## Source data
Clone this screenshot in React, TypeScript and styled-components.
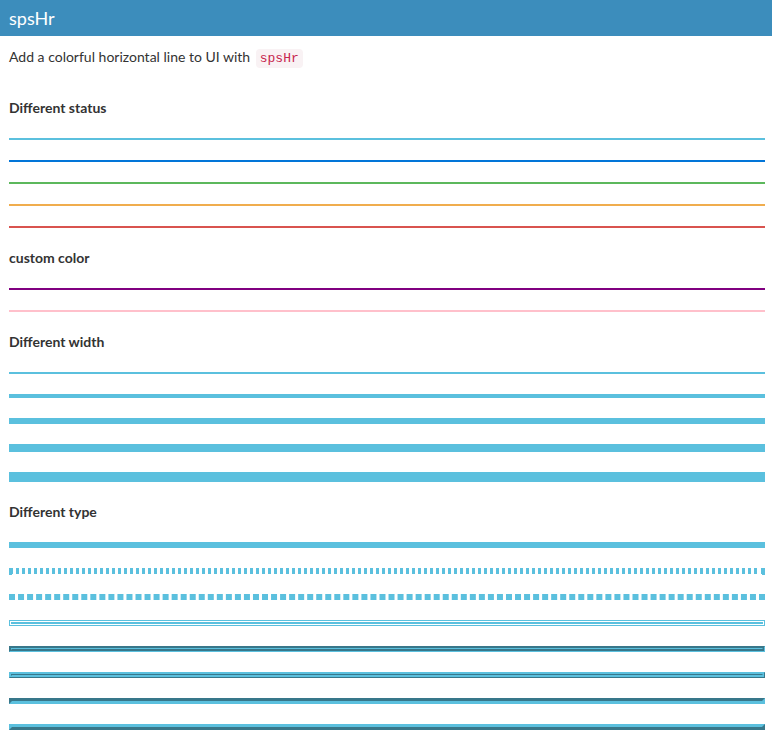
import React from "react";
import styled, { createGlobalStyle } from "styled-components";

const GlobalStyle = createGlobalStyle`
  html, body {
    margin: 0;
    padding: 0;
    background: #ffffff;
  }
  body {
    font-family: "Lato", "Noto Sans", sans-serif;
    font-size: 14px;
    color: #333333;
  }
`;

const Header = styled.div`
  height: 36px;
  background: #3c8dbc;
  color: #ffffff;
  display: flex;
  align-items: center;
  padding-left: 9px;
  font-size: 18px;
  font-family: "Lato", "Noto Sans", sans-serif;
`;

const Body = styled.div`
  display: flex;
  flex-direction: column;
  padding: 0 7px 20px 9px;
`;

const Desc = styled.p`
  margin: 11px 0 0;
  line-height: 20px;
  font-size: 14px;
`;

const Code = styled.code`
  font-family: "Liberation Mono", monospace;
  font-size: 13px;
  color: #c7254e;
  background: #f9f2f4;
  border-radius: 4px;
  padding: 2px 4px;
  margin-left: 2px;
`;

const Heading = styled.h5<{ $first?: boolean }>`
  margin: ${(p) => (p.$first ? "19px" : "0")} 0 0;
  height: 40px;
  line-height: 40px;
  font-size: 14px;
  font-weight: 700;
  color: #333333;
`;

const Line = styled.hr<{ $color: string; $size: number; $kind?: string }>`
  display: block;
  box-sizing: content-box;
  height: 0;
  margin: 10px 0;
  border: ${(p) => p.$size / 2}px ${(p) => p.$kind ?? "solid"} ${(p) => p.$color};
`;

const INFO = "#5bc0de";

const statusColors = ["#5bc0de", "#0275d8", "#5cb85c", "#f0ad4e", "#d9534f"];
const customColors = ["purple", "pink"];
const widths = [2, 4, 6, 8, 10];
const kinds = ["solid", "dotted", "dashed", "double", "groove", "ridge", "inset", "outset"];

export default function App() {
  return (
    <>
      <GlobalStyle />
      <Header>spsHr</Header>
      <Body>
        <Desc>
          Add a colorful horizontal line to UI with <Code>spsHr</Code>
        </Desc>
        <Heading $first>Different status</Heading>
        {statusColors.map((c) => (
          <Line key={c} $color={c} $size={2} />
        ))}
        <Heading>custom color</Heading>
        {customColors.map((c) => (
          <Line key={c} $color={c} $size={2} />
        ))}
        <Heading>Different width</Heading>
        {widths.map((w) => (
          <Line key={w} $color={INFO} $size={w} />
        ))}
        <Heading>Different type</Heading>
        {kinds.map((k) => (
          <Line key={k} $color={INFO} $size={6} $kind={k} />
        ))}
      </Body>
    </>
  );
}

## Given request
With the pictures left out, transcribe the material exactly.

## The output
Clone this screenshot in React, TypeScript and styled-components.
import React from "react";
import styled, { createGlobalStyle } from "styled-components";

const GlobalStyle = createGlobalStyle`
  html, body {
    margin: 0;
    padding: 0;
    background: #ffffff;
  }
  body {
    font-family: "Lato", "Noto Sans", sans-serif;
    font-size: 14px;
    color: #333333;
  }
`;

const Header = styled.div`
  height: 36px;
  background: #3c8dbc;
  color: #ffffff;
  display: flex;
  align-items: center;
  padding-left: 9px;
  font-size: 18px;
  font-family: "Lato", "Noto Sans", sans-serif;
`;

const Body = styled.div`
  display: flex;
  flex-direction: column;
  padding: 0 7px 20px 9px;
`;

const Desc = styled.p`
  margin: 11px 0 0;
  line-height: 20px;
  font-size: 14px;
`;

const Code = styled.code`
  font-family: "Liberation Mono", monospace;
  font-size: 13px;
  color: #c7254e;
  background: #f9f2f4;
  border-radius: 4px;
  padding: 2px 4px;
  margin-left: 2px;
`;

const Heading = styled.h5<{ $first?: boolean }>`
  margin: ${(p) => (p.$first ? "19px" : "0")} 0 0;
  height: 40px;
  line-height: 40px;
  font-size: 14px;
  font-weight: 700;
  color: #333333;
`;

const Line = styled.hr<{ $color: string; $size: number; $kind?: string }>`
  display: block;
  box-sizing: content-box;
  height: 0;
  margin: 10px 0;
  border: ${(p) => p.$size / 2}px ${(p) => p.$kind ?? "solid"} ${(p) => p.$color};
`;

const INFO = "#5bc0de";

const statusColors = ["#5bc0de", "#0275d8", "#5cb85c", "#f0ad4e", "#d9534f"];
const customColors = ["purple", "pink"];
const widths = [2, 4, 6, 8, 10];
const kinds = ["solid", "dotted", "dashed", "double", "groove", "ridge", "inset", "outset"];

export default function App() {
  return (
    <>
      <GlobalStyle />
      <Header>spsHr</Header>
      <Body>
        <Desc>
          Add a colorful horizontal line to UI with <Code>spsHr</Code>
        </Desc>
        <Heading $first>Different status</Heading>
        {statusColors.map((c) => (
          <Line key={c} $color={c} $size={2} />
        ))}
        <Heading>custom color</Heading>
        {customColors.map((c) => (
          <Line key={c} $color={c} $size={2} />
        ))}
        <Heading>Different width</Heading>
        {widths.map((w) => (
          <Line key={w} $color={INFO} $size={w} />
        ))}
        <Heading>Different type</Heading>
        {kinds.map((k) => (
          <Line key={k} $color={INFO} $size={6} $kind={k} />
        ))}
      </Body>
    </>
  );
}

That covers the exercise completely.